Lachlan took Evie’s other hand and let out a long breath. “I’ve known her since we were babies. She feels so close, yet so far away.”
“I know. I’m sorry. This must be hell for you.”
He nodded, his eyes misting. “Worse for her parents though. Her mom sits with her every day, her dad plays guitar for her. They’re hoping that familiar things will help her get better.”
I nodded. “Sure can’t hurt.”
Lachlan reached across Evelyn’s body and took my hand. The three of us were connected now, a little ring of hope. “What happened that night, Georjie?” His voice was low, quiet. “You can tell me.”
“I told your dad everything already, Lachlan.” I held his gaze, not flinching as he probed for…whatever he was looking for. “Why? What do you think happened?”
Lachlan’s gaze flickered with something. Suspicion? Curiosity? “I don’t know, I just think something really strange is happening and it all started with that body we found.” He counted off events on his fingers. “First, the body.

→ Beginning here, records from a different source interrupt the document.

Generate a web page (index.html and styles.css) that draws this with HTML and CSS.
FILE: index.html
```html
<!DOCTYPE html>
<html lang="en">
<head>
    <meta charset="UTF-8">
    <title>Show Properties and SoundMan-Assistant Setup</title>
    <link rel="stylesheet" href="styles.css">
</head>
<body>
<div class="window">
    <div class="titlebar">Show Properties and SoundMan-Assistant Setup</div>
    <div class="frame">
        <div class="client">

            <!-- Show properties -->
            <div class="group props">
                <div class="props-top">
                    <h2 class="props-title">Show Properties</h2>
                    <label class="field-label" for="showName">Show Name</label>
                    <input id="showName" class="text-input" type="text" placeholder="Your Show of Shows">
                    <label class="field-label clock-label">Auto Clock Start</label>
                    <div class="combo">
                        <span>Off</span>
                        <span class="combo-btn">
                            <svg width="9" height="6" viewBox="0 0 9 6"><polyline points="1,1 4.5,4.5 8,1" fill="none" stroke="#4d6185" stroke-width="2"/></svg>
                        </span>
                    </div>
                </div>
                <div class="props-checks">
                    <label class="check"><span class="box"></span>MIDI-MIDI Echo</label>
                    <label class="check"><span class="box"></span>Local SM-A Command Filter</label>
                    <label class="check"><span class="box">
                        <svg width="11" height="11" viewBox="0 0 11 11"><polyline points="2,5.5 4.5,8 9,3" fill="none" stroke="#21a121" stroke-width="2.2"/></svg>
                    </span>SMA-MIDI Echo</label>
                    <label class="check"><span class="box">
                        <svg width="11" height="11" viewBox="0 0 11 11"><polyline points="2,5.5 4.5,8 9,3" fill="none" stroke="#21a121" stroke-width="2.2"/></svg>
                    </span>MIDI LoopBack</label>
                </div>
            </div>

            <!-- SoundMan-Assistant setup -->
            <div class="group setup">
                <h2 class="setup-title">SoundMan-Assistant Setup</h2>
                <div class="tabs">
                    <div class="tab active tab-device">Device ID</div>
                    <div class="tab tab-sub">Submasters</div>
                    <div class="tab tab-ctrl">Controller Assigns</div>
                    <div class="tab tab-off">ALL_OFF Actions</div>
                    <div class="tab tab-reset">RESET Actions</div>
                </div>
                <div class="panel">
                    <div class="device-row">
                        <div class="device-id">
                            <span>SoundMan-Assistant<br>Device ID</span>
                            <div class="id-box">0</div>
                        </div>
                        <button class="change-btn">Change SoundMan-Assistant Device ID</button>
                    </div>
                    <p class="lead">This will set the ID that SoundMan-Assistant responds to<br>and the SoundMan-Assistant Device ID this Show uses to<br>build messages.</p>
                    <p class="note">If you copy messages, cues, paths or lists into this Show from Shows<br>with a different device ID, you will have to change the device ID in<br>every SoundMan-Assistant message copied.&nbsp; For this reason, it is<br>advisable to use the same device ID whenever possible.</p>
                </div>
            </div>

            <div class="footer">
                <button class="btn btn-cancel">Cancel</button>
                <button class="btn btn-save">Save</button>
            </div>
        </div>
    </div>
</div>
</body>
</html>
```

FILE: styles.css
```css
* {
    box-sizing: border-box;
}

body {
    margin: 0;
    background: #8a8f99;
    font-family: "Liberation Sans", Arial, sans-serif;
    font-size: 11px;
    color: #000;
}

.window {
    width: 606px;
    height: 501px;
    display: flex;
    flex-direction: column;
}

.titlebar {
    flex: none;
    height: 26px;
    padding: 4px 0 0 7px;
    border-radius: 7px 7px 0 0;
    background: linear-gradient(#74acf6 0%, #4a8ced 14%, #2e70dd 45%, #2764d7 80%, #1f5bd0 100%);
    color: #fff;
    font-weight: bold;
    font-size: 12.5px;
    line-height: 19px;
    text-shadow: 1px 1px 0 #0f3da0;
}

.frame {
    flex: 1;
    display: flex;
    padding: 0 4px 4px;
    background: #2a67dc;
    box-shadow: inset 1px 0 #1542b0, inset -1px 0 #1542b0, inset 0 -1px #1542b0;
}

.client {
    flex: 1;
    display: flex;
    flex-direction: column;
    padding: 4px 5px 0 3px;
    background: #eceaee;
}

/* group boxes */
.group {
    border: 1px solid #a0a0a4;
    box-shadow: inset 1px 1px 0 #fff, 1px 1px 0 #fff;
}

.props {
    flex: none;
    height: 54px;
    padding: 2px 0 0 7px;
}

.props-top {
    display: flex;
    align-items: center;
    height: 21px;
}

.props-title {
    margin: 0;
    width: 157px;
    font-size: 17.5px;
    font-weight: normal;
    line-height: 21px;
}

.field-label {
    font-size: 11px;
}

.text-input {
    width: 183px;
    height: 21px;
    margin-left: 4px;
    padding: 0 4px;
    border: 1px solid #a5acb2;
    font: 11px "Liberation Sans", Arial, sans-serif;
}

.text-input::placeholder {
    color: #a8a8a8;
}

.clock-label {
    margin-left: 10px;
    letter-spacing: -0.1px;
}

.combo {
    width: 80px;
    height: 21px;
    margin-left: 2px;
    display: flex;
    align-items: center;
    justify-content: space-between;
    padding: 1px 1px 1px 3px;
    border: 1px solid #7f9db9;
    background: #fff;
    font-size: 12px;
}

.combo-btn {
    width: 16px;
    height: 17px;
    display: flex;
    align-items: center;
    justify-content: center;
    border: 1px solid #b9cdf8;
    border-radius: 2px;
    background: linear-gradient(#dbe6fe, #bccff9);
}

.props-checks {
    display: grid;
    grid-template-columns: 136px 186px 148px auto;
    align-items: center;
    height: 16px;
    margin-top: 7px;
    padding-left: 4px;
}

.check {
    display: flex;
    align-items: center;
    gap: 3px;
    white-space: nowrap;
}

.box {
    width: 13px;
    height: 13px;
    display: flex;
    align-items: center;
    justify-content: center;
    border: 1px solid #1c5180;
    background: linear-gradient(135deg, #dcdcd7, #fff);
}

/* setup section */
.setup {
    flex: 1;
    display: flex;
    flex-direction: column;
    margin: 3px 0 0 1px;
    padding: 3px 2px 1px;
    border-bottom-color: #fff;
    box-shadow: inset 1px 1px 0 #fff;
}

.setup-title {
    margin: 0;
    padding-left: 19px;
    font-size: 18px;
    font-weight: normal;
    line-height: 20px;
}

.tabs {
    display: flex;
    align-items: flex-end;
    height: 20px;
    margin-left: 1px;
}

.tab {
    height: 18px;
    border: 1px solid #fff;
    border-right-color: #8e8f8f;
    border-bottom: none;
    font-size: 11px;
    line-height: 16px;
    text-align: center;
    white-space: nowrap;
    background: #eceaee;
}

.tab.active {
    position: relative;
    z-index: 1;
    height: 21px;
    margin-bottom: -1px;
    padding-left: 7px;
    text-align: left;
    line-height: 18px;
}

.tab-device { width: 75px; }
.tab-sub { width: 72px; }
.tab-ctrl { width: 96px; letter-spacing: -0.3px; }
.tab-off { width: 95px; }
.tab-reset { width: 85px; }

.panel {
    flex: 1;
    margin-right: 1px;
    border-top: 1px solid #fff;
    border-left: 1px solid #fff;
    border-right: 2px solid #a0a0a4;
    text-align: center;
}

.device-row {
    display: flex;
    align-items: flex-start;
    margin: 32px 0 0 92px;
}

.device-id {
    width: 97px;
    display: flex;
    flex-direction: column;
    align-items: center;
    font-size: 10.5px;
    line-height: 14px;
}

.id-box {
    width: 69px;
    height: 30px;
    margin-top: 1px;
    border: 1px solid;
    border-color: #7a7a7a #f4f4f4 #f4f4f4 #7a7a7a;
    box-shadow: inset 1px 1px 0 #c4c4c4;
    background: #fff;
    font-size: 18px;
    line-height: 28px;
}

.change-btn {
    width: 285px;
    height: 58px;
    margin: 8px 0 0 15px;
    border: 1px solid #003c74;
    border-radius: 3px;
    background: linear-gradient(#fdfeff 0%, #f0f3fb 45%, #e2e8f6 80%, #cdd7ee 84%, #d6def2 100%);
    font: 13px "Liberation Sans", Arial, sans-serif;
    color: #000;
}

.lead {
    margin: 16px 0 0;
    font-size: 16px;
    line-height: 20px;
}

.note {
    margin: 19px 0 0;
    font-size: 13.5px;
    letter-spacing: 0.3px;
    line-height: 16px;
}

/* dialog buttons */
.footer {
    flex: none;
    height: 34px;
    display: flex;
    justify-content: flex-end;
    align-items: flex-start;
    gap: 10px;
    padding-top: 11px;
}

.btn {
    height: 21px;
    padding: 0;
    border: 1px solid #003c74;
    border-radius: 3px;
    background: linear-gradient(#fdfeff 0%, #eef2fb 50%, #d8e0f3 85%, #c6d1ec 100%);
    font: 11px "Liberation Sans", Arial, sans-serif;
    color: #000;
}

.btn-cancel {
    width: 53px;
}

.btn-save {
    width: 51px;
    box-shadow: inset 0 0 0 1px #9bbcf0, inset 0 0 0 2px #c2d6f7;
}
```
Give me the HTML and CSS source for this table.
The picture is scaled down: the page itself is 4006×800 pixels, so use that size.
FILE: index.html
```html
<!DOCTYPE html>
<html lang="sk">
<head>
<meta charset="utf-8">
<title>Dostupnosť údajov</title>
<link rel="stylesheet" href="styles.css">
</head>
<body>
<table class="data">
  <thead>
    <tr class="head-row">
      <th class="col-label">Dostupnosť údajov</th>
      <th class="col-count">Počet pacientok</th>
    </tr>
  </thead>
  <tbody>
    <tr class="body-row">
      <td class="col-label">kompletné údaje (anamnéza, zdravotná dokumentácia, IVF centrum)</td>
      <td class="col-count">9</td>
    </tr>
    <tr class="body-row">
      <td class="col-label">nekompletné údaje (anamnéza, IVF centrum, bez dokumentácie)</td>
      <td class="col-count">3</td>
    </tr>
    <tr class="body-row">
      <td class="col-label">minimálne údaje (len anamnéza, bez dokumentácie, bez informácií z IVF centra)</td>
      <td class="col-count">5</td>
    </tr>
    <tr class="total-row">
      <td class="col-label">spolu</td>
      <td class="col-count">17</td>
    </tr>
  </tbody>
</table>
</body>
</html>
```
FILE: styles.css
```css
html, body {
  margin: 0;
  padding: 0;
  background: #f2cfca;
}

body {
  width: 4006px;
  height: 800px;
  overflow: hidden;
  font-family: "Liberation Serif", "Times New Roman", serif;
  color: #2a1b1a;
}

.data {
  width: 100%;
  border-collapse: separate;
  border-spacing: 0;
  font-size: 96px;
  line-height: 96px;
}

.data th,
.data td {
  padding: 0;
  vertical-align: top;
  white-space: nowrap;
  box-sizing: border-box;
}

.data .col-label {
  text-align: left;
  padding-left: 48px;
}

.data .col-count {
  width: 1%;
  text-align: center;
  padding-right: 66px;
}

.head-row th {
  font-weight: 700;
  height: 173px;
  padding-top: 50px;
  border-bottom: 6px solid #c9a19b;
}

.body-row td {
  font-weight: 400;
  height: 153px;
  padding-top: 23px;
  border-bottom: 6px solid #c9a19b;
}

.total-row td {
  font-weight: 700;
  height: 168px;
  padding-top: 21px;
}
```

Then the night the dogs went crazy, which was the night before the day we realized Evelyn went missing. Now, the body’s actually been taken from the morgue. Did you know that?”
I nodded. “Your dad told me.”
“Really?” He recoiled in surprise. “When did you see my dad?”
I really didn’t want to have to feed Lachlan the same lies I’d told his father. “It doesn’t matter, Lachlan,” I said, giving him a reassuring smile. “I just know, and I agree with you. It is weird.”
He didn’t even know the half of it. Only Jasher and I knew about the eldritch thing. Oh, and Laec, for all the help he was being.
Lachlan gave me a small smile, his cheek dimpled, and my secrets almost burst out of me. “Sure. We don’t have to talk about it.”
We sat quietly together in our thoughts until Lachlan broke the silence again with, “You coming to the bonfire tonight?”